__WRITTEN EXERCISE__. Extract the lines of the material below, beginning with the first and ending with the line that holds "string; align: string;". Skip every picture.

__DATASET SECTION__.

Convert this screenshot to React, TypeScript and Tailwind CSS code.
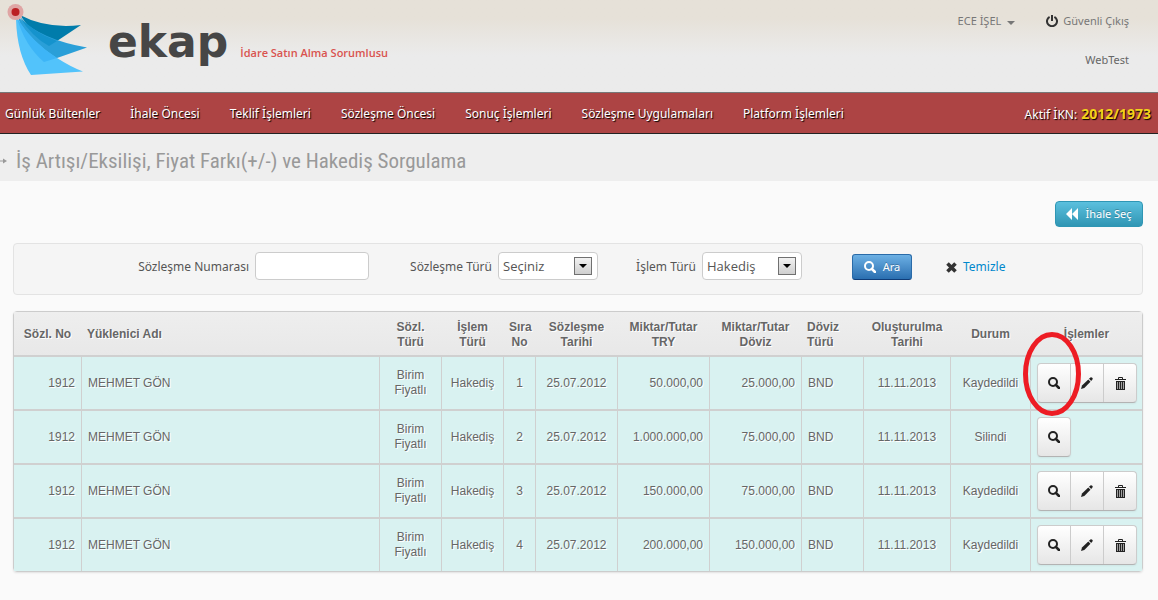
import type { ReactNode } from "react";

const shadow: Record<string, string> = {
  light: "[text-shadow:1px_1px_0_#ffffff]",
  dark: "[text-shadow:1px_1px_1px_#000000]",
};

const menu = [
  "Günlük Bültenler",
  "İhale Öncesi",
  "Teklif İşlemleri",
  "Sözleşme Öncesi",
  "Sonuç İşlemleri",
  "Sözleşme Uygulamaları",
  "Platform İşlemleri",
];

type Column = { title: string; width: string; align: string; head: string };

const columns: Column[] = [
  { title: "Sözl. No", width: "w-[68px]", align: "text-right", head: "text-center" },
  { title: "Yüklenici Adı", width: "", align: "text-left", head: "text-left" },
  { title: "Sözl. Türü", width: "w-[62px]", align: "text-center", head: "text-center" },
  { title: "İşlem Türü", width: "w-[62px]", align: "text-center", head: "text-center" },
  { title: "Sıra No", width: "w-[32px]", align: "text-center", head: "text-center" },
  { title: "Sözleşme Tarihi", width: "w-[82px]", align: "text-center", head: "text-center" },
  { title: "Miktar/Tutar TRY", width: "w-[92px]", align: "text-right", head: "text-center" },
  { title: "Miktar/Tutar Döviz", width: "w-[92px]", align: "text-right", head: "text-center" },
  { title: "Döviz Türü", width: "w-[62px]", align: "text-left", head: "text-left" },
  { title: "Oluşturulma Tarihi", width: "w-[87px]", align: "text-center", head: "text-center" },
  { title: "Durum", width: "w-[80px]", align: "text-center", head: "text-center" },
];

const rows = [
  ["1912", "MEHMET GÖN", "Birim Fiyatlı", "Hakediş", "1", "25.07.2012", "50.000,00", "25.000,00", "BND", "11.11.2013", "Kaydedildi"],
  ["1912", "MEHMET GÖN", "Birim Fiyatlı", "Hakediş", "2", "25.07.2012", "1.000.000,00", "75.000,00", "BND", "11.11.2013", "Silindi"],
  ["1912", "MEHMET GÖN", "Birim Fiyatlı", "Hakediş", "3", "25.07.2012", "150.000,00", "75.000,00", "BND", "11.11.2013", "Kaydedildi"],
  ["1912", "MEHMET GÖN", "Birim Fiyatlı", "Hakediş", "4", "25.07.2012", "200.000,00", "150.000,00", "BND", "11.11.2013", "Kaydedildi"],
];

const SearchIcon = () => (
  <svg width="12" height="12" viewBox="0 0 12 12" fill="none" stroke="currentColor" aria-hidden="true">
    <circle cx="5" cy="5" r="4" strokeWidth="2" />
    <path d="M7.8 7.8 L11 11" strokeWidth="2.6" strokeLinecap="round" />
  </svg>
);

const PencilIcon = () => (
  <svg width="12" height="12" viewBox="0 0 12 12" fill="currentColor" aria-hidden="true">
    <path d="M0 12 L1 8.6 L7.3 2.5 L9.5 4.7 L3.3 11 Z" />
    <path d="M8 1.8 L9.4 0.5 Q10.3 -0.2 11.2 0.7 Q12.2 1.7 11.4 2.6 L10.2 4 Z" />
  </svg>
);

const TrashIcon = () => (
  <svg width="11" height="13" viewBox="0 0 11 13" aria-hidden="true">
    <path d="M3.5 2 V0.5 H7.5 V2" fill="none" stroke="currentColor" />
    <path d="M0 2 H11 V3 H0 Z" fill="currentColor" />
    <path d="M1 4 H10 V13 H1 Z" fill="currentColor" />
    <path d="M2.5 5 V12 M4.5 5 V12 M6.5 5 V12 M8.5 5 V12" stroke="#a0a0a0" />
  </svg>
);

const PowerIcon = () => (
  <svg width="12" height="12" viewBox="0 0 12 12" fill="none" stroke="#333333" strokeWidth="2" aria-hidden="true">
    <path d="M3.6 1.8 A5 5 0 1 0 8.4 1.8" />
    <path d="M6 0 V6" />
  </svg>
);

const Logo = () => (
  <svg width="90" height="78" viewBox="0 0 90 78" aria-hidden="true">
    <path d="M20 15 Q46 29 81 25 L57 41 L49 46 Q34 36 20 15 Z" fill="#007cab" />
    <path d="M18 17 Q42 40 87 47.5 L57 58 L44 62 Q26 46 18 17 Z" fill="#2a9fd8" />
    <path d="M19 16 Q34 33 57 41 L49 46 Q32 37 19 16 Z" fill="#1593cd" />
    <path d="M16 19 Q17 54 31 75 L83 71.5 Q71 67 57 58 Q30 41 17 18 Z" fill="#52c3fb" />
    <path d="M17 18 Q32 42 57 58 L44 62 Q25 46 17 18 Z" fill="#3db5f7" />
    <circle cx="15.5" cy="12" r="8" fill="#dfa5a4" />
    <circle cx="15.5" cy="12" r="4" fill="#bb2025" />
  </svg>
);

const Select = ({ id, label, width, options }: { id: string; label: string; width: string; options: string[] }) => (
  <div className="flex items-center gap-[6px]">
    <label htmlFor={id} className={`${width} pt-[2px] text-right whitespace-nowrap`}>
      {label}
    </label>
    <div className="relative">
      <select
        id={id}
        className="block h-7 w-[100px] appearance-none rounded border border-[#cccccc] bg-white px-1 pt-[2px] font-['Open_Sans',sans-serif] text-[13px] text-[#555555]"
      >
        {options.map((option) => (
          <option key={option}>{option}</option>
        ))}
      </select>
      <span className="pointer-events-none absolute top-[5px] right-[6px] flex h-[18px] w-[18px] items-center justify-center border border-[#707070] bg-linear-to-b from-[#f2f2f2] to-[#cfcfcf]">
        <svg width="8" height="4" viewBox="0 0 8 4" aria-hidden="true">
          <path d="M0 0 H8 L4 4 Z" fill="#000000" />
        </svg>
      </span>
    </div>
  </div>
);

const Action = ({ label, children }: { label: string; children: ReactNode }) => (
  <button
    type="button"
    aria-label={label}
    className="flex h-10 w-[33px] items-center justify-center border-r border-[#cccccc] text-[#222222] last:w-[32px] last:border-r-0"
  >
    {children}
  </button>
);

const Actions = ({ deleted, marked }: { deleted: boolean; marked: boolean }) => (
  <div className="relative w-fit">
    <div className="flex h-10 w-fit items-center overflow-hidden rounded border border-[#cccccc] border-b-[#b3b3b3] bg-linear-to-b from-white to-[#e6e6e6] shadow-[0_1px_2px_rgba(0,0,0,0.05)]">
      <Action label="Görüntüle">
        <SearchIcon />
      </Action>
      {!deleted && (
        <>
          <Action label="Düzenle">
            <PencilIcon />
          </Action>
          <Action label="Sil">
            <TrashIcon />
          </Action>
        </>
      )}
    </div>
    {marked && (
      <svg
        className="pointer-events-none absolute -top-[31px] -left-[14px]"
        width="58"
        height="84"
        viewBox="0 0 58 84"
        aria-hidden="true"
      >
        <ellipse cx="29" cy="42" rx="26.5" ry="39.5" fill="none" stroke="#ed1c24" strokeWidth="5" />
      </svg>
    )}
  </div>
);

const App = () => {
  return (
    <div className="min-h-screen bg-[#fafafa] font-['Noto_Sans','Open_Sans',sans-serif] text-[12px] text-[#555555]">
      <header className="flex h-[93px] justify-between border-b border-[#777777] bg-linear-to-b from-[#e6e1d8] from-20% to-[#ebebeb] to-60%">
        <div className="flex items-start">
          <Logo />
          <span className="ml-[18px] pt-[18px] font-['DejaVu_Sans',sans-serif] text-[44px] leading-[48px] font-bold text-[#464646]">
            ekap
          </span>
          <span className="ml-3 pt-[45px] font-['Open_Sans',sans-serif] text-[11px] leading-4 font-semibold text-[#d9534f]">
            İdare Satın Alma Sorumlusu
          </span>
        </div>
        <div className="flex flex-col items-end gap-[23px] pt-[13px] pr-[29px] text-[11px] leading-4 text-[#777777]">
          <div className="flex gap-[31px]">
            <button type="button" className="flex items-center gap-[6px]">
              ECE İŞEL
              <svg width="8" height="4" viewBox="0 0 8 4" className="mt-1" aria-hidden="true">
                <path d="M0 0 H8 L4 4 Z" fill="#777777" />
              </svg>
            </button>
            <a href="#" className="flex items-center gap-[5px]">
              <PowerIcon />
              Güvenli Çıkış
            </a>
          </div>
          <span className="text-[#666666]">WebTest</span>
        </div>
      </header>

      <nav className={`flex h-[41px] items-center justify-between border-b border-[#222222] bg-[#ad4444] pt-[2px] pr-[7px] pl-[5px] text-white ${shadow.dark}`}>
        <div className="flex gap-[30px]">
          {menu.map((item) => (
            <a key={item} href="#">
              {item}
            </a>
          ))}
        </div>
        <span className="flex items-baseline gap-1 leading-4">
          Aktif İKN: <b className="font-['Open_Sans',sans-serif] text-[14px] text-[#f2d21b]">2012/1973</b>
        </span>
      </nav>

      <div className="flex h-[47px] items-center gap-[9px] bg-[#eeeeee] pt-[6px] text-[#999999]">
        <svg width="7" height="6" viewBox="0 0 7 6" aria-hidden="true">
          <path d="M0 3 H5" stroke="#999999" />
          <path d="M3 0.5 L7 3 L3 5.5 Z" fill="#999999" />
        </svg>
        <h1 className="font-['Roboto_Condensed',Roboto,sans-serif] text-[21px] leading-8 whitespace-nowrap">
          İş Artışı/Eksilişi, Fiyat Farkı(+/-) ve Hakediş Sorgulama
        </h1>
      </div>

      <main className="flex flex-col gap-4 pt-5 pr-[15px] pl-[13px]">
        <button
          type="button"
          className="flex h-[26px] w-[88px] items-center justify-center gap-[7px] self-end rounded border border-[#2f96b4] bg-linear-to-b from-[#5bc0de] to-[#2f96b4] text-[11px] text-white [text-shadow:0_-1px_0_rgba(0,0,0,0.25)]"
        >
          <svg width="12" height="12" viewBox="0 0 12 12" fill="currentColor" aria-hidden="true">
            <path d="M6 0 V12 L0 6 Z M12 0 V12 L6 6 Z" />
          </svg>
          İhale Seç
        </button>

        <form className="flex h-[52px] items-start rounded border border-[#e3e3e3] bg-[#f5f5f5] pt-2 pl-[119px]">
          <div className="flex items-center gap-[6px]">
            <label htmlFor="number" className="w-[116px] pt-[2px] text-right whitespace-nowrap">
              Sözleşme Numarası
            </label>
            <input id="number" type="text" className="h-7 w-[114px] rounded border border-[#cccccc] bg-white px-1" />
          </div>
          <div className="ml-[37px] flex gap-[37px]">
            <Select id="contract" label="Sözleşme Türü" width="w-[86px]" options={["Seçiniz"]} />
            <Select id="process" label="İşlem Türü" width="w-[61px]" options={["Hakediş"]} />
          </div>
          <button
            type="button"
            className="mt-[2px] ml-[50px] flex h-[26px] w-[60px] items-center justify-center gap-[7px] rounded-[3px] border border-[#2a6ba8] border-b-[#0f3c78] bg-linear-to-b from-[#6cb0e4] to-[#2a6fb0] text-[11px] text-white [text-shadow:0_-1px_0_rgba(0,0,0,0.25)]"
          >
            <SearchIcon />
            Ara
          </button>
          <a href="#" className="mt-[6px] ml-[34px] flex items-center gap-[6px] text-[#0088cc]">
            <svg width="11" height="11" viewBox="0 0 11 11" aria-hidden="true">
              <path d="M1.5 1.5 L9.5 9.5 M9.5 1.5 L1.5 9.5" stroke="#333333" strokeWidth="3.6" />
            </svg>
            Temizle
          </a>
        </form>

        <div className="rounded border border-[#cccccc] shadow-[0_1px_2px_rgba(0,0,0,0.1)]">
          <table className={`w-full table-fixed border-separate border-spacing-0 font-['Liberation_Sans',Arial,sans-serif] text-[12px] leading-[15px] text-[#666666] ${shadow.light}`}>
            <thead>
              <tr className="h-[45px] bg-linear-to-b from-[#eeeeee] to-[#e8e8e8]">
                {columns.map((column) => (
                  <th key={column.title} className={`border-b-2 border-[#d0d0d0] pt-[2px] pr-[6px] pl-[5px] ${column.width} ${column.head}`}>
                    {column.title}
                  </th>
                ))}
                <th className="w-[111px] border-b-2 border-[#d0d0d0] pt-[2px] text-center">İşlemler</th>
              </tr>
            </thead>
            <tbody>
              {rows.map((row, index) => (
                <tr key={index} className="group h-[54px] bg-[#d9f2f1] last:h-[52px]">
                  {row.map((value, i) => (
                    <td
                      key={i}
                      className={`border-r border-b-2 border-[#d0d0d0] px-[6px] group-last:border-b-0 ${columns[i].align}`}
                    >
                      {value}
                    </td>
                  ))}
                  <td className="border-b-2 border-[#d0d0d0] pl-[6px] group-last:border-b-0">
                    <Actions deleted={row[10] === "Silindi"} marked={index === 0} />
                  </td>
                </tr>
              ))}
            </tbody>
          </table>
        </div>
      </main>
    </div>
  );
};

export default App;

__COMPLETED EXERCISE__.
Convert this screenshot to React, TypeScript and Tailwind CSS code.
import type { ReactNode } from "react";

const shadow: Record<string, string> = {
  light: "[text-shadow:1px_1px_0_#ffffff]",
  dark: "[text-shadow:1px_1px_1px_#000000]",
};

const menu = [
  "Günlük Bültenler",
  "İhale Öncesi",
  "Teklif İşlemleri",
  "Sözleşme Öncesi",
  "Sonuç İşlemleri",
  "Sözleşme Uygulamaları",
  "Platform İşlemleri",
];

type Column = { title: string; width: string; align: string; head: string };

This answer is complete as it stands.